Not far from where we were staying is the German war cemetery of Huisnes-Sur-Mer. It’s actually an ossuary of the disinterments from the cemeteries at Jersey, Guernsey, Sark, Avrigny, Ile-et-Vilaine, Mayenne, Sarthe,Loire et Cher, Indre et Loire, and Morbihan. A circular two storey mausoleum houses the bones of 11,956 war dead. Not all are soldiers, some are babies, children, women and old people. Many of the soldiers are only marked with a plaque with the German equivalent of ‘known only to god’. Some of the brass plaques have wreaths attached but many are like many of our own soldiers un remembered by the passing of time. It may not be popular with many people to visit the graves of your enemy but like us they are not the people who start wars. It is the politicians safe at home who send armies to fight their wars. Reading the story of a 14 year old German school boy, interred there, who died of starvation in an internment camp near Potiers is just so sad. The cemeteries are funded by donations to the Volksbund Deutsche Kriegsgräberfürsorge, a non government organisation who believe that war cemeteries are a permanent reminder for the need for peace.

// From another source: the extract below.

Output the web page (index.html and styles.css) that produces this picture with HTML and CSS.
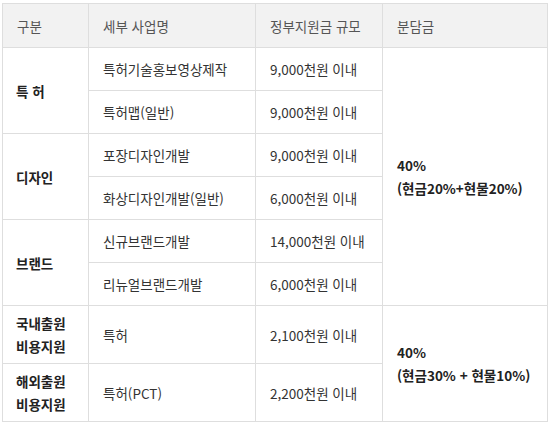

We spent the rest of the afternoon just cruising around on the bike enjoying the countryside. We cruised through fields of beetroot, leeks, corn, carrots and cabbage, yes lots of salad. There were also lots of fields with cattle grazing. The trees around here fit into two categories, the first have decided it’s too cold and have dropped every leaf in preparation for winter. The others must think they can stick it out for another month or so and have leaves of all colours ranging from gold to brown. It’s quite beautiful to ride along the gold lined avenues.
Tonight it’s a quiet night in for tomorrow we head to Le Mans.
Disclaimer: We did accept free entry to the Mont St Michel but there was no agreement as to the content of our review.